Have you tried running run.sh multiple times? There’s some probability of failing, for instance I ran it 5 times:
Running in normal mode...
Exit code: 139
...
Running in normal mode...
Exit code: 0
...
Running in normal mode...
Exit code: 0
...
Running in normal mode...
Exit code: 0
...
Running in normal mode...
Exit code: 139
You can also run
sudo apt install python3-tabulate
./table.py
.. and leave for half an hour. If the resulting table is all zeros, then it works well on your setup.
3.I captured the stack, This seems to be a driver issue and cannot be solved in the DeepStream SDK
(gdb) bt
#0 0x00007f736c218f61 in () at /usr/lib/x86_64-linux-gnu/libnvcuvid.so.1
#1 0x00007f736c21909a in () at /usr/lib/x86_64-linux-gnu/libnvcuvid.so.1
#2 0x00007f736c294a16 in () at /usr/lib/x86_64-linux-gnu/libnvcuvid.so.1
#3 0x00007f736c29517d in () at /usr/lib/x86_64-linux-gnu/libnvcuvid.so.1
#4 0x00007f7384f27ac3 in () at /usr/lib/x86_64-linux-gnu/libc.so.6
#5 0x00007f7384fb8a04 in clone () at /usr/lib/x86_64-linux-gnu/libc.so.6
4.We are discussing this internally, please use the recommended 535 version of the closed source driver
This is also the driver we have tested for compatibility
It’s great that you could reproduce it! I will try the driver from your post.
Yeah, we know that. But even if the pipeline fails due to unavailable encoders, the process shouldn’t segfault in any case. It just turns out that when the pipeline errors out, the probability of segfault is higher. And sometimes it segfaults even if the limit is not reached, as in your case above.
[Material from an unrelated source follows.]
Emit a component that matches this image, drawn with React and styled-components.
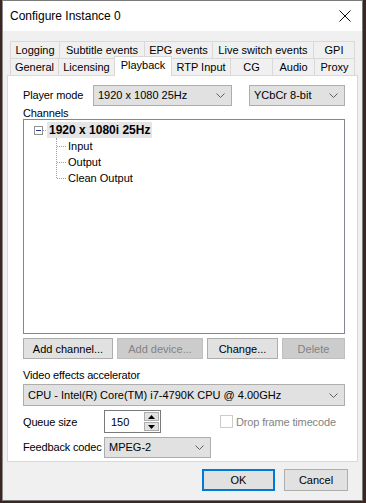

The reason why we start more encoders than it is available is because we found no way to determine how many encoder sessions are actually available at the moment using NVML library or other tools. There may be other software running on the same machine in different containers that uses encoders. We just start sequentially pipelines with 1..8 encoders and find out which pipelines succeed. For example, if the pipeline with 5 encoders succeeded, but with 6 failed to start, then we would use 5xHW encoders in the main pipeline, and 3 encoders would be replaced by software encoders. If you can suggest an approach how to find the remaining not used encoder sessions count, it would help us to mitigate the issue partially.
535 works well with regard to this issue, but here I can see that driver must be 560 for RTX
Use version: 535.183.06 for production deployments for Data Center GPUs
Please Note that for GeForce and RTX cards GPU driver must be 560.35.03 or higher.
R535.183.06(Data Center GPUs), R560.35.03(RTX GPUs)
So I wonder whether 535 is fully compatible with DS7.1 on RTX cards. Maybe there’s some feature missing, and that’s why the 560 driver is required? A bit confused with driver numbers :)
And another question: do you have an ETA on fixing the issue?